Anabela está com os mesmos meninos que tinha, quando entrou. A ideia é sempre completar um ciclo de criação, como numa família normal, até à autonomia dos jovens. A comunidade aldeia SOS tem apartamentos para viverem autónomos a partir dos 18 anos e completarem a sua educação ou iniciarem uma profissão. Alguns ficam até aos 23 anos.

Anabela já tem dois em idade autónoma, um de 18 e uma de 19. "Ainda não quiseram sair. A rapariga está a tirar o curso de Estética numa escola profissional, com equivalência ao 12.º ano". O rapaz de 18 anos está no curso profissional de restauração. Um com 17 está a tirar auxiliar de saúde e outro com 15 encontra-se na Escola Náutica a estudar para serralheiro mecânico. "Mas também podem ir para a faculdade, se quiserem. A Segurança Social dá-lhes um apoio para esse efeito até aos 18 anos, que pode ser prolongado até aos 21. E as universidades facultam uma bolsa de estudo a um ou outro aluno", adianta Manuel Matias, do departamento de comunicação e angariação de fundos da organização Aldeias SOS,

Das 5.00 às 23.00 ...non stop

A descrição do dia-a-dia de Anabela Carreira é de deixar qualquer ouvinte extenuado. "Levanto-me às 5.00 da manhã, ponho a mesa do pequeno-almoço, arranjo os lanches para a escola, entre 18 a 20 sandes (alguns miúdos levam duas ou três). As crianças estão um dia inteiro fora de casa, algumas estudam em Lisboa e apanham transportes para lá. Há uns que só chegam às 19.00 ou até depois. Faço oito máquinas de lavar roupa por dia. Dou almoço a dois ou três deles que estudam aqui mais perto. Todos os dias passo a ferro. Chego a lavar onze lençóis por dia".

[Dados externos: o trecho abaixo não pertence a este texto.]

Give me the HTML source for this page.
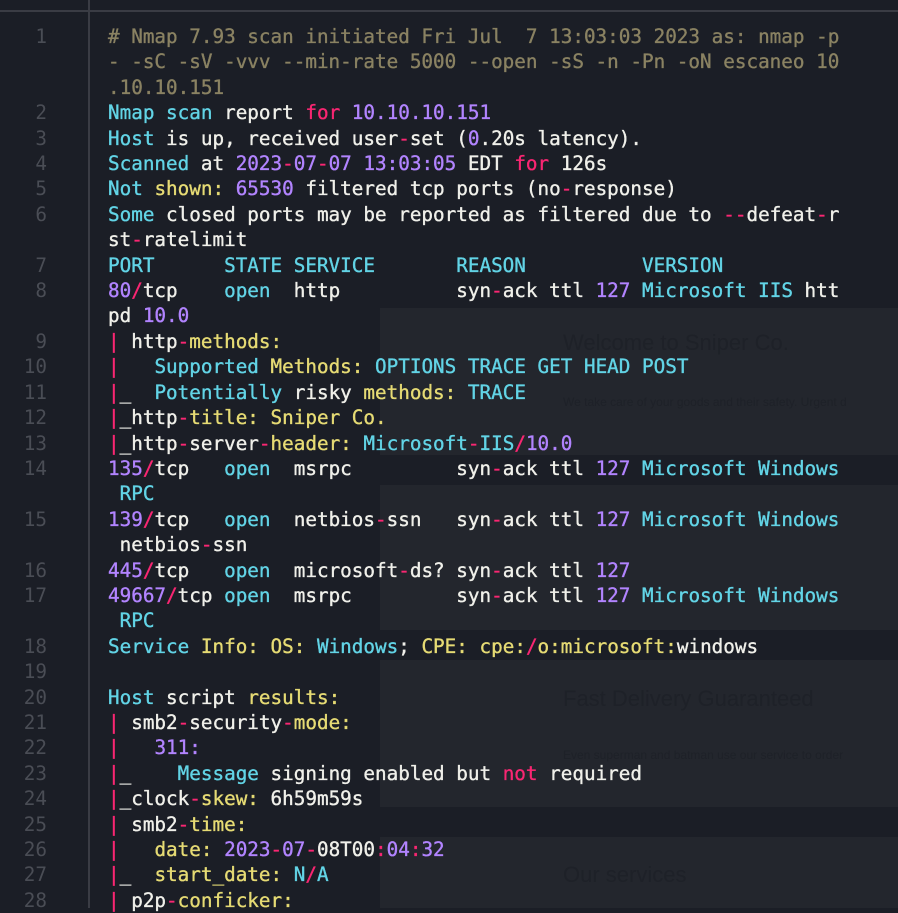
<!DOCTYPE html>
<html><head><meta charset="utf-8"><style>
html,body{margin:0;padding:0;width:898px;height:908px;overflow:hidden;background:#1b1e26}
.bg{position:absolute;left:380px;width:518px;background:#23262d}
.hl{position:absolute;left:0;top:10px;width:898px;height:2px;background:#3a3c44}
.vl{position:absolute;left:88px;top:0;width:2px;height:908px;background:#3a3c44}
.web{position:absolute;font-family:"Liberation Sans",sans-serif;color:#1e2128}
#g{position:absolute;left:0;top:24px;width:47px;text-align:right;font:19.3px/25.4px "DejaVu Sans Mono",monospace;color:#4a4d55;white-space:pre}
#c{position:absolute;left:108px;top:24px;font:19.3px/25.4px "DejaVu Sans Mono",monospace;color:#f0f0ea;white-space:pre;-webkit-text-stroke:0.35px currentColor}
.m{color:#8a8262}.c{color:#62d4e6}.p{color:#f92672}.v{color:#b284ff}.y{color:#e6db74}
</style></head><body>
<div class="bg" style="top:308px;height:147px"></div>
<div class="bg" style="top:485px;height:145px"></div>
<div class="bg" style="top:660px;height:147px"></div>
<div class="bg" style="top:837px;height:71px"></div>
<div class="web" style="left:563px;top:330px;font-size:22px">Welcome to Sniper Co.</div>
<div class="web" style="left:563px;top:395px;font-size:12px">We take care of your goods and their safety. Urgent d</div>
<div class="web" style="left:563px;top:686px;font-size:22px">Fast Delivery Guaranteed</div>
<div class="web" style="left:563px;top:748px;font-size:12px">Even superman and batman use our service to order</div>
<div class="web" style="left:563px;top:862px;font-size:22px">Our services</div>
<div class="hl"></div><div class="vl"></div>
<div id="g">1


2
3
4
5
6

7
8

9
10
11
12
13
14

15

16
17

18
19
20
21
22
23
24
25
26
27
28</div>
<div id="c"><span class="m"># Nmap 7.93 scan initiated Fri Jul  7 13:03:03 2023 as: nmap -p
- -sC -sV -vvv --min-rate 5000 --open -sS -n -Pn -oN escaneo 10
.10.10.151</span>
<span class="c">Nmap scan</span> report <span class="p">for</span> <span class="v">10.10.10.151</span>
<span class="c">Host</span> is up, received user<span class="p">-</span>set (<span class="v">0</span>.20s latency).
<span class="c">Scanned</span> at <span class="v">2023</span><span class="p">-</span><span class="v">07</span><span class="p">-</span><span class="v">07 13:03:05</span> EDT <span class="p">for</span> 126s
<span class="c">Not</span> <span class="y">shown:</span> <span class="v">65530</span> filtered tcp ports (no<span class="p">-</span>response)
<span class="c">Some</span> closed ports may be reported as filtered due to <span class="p">--</span>defeat<span class="p">-</span>r
st<span class="p">-</span>ratelimit
<span class="c">PORT      STATE SERVICE       REASON          VERSION</span>
<span class="v">80</span><span class="p">/</span>tcp    <span class="c">open</span>  http          syn<span class="p">-</span>ack ttl <span class="v">127</span> <span class="c">Microsoft IIS</span> htt
pd <span class="v">10.0</span>
<span class="p">|</span> http<span class="p">-</span><span class="y">methods:</span>
<span class="p">|</span>   <span class="c">Supported</span> <span class="y">Methods:</span> <span class="c">OPTIONS TRACE GET HEAD POST</span>
<span class="p">|</span>_  <span class="c">Potentially</span> risky <span class="y">methods:</span> <span class="c">TRACE</span>
<span class="p">|</span>_http<span class="p">-</span><span class="y">title: Sniper Co.</span>
<span class="p">|</span>_http<span class="p">-</span>server<span class="p">-</span><span class="y">header:</span> <span class="c">Microsoft</span><span class="p">-</span><span class="c">IIS</span><span class="p">/</span><span class="v">10.0</span>
<span class="v">135</span><span class="p">/</span>tcp   <span class="c">open</span>  msrpc         syn<span class="p">-</span>ack ttl <span class="v">127</span> <span class="c">Microsoft Windows</span>
 <span class="c">RPC</span>
<span class="v">139</span><span class="p">/</span>tcp   <span class="c">open</span>  netbios<span class="p">-</span>ssn   syn<span class="p">-</span>ack ttl <span class="v">127</span> <span class="c">Microsoft Windows</span>
 netbios<span class="p">-</span>ssn
<span class="v">445</span><span class="p">/</span>tcp   <span class="c">open</span>  microsoft<span class="p">-</span>ds? syn<span class="p">-</span>ack ttl <span class="v">127</span>
<span class="v">49667</span><span class="p">/</span>tcp <span class="c">open</span>  msrpc         syn<span class="p">-</span>ack ttl <span class="v">127</span> <span class="c">Microsoft Windows</span>
 <span class="c">RPC</span>
<span class="c">Service</span> <span class="y">Info: OS:</span> <span class="c">Windows</span>; <span class="y">CPE: cpe:</span><span class="p">/</span><span class="y">o:microsoft:</span>windows

<span class="c">Host</span> script <span class="y">results:</span>
<span class="p">|</span> smb2<span class="p">-</span>security<span class="p">-</span><span class="y">mode:</span>
<span class="p">|</span>   <span class="v">311:</span>
<span class="p">|</span>_    <span class="c">Message</span> signing enabled but <span class="p">not</span> required
<span class="p">|</span>_clock<span class="p">-</span><span class="y">skew:</span> 6h59m59s
<span class="p">|</span> smb2<span class="p">-</span><span class="y">time:</span>
<span class="p">|</span>   <span class="y">date:</span> <span class="v">2023</span><span class="p">-</span><span class="v">07</span><span class="p">-</span>08T00<span class="p">:</span><span class="v">04</span><span class="p">:</span><span class="v">32</span>
<span class="p">|</span>_  <span class="y">start_date:</span> <span class="c">N</span><span class="p">/</span><span class="c">A</span>
<span class="p">|</span> p2p<span class="p">-</span><span class="y">conficker:</span></div>
</body></html>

As crianças começam a chegar a casa pelas 19.00 que é "quando começam os banhos". Mudam de roupa todos os dias e "nenhum vai para a mesa sem tomar banho".

À noite "ponho logo a roupa em cima da cama dos mais novos. De manhã, faço as camas com os mais pequenos porque os mais velhos já fazem esta tarefa".

É também a mãe que vai às consultas com os miúdos e que faz as compras para a casa. Também tem de ser um pouco psicóloga. "Muitos destes miúdos vêm marcados e alguns vieram de outras instituições. Não gostam de falar do passado. Só depois de sentirem confiança é que se abrem", conta.

Manuel Matias adianta que estas comunidades têm sempre um diretor a apoiar uma equipa técnica composta de duas assistentes sociais, uma psicóloga e quatro educadores. "Há ainda os tios ou tias que substituem as mães nas folgas. Em Bicesse temos quatro tios. É também uma função remunerada. Têm de procurar orientar as coisas como as mães fazem em cada casa".

Manuel Matias tem orgulho no trabalho das aldeias SOS. "Temos mães com 30 anos de casa, aqui em Bicesse. Já educaram três ou quatro gerações de jovens. No Natal podem ter uma mesa com 40 pessoas à vontade". Já viram os filhos da aldeia a terem filhos, já são avós. "Os filhos, já depois de terem as suas vidas, vêm passar com elas o Dia da Mãe, o Natal e outras festividades".

O modelo tradicional das aldeias SOS, pela Europa, é este. Mas já começam a surgir alternativas que permitem casais a viverem nestas comunidades. "Visitei uma aldeia SOS na Áustria, que acolheu crianças refugiadas sírias e tem um casal sírio a tomar conta delas, por exemplo", conta Manuel Matias.

Anabela Carreira é que já não se imagina com menos de dez filhos. "Vai ser difícil ficar com menos. Tenho sempre uma mesa de Natal cheia. E no Dia de Natal vem a minha família biológica, o filho, a nora". Nunca tira a folga semanal. Prefere tirar ao final do mês cinco ou sete dias. "E o meu filho vem cá muitas vezes. A nossa família pode fazer parte da vida destas crianças e isso é muito bom. Eles chamam tias às minhas irmãs e também já os tenho levado à casa delas na Nazaré e de férias comigo". E é de sorriso aberto que os ouve chamar: "Ó mãe!"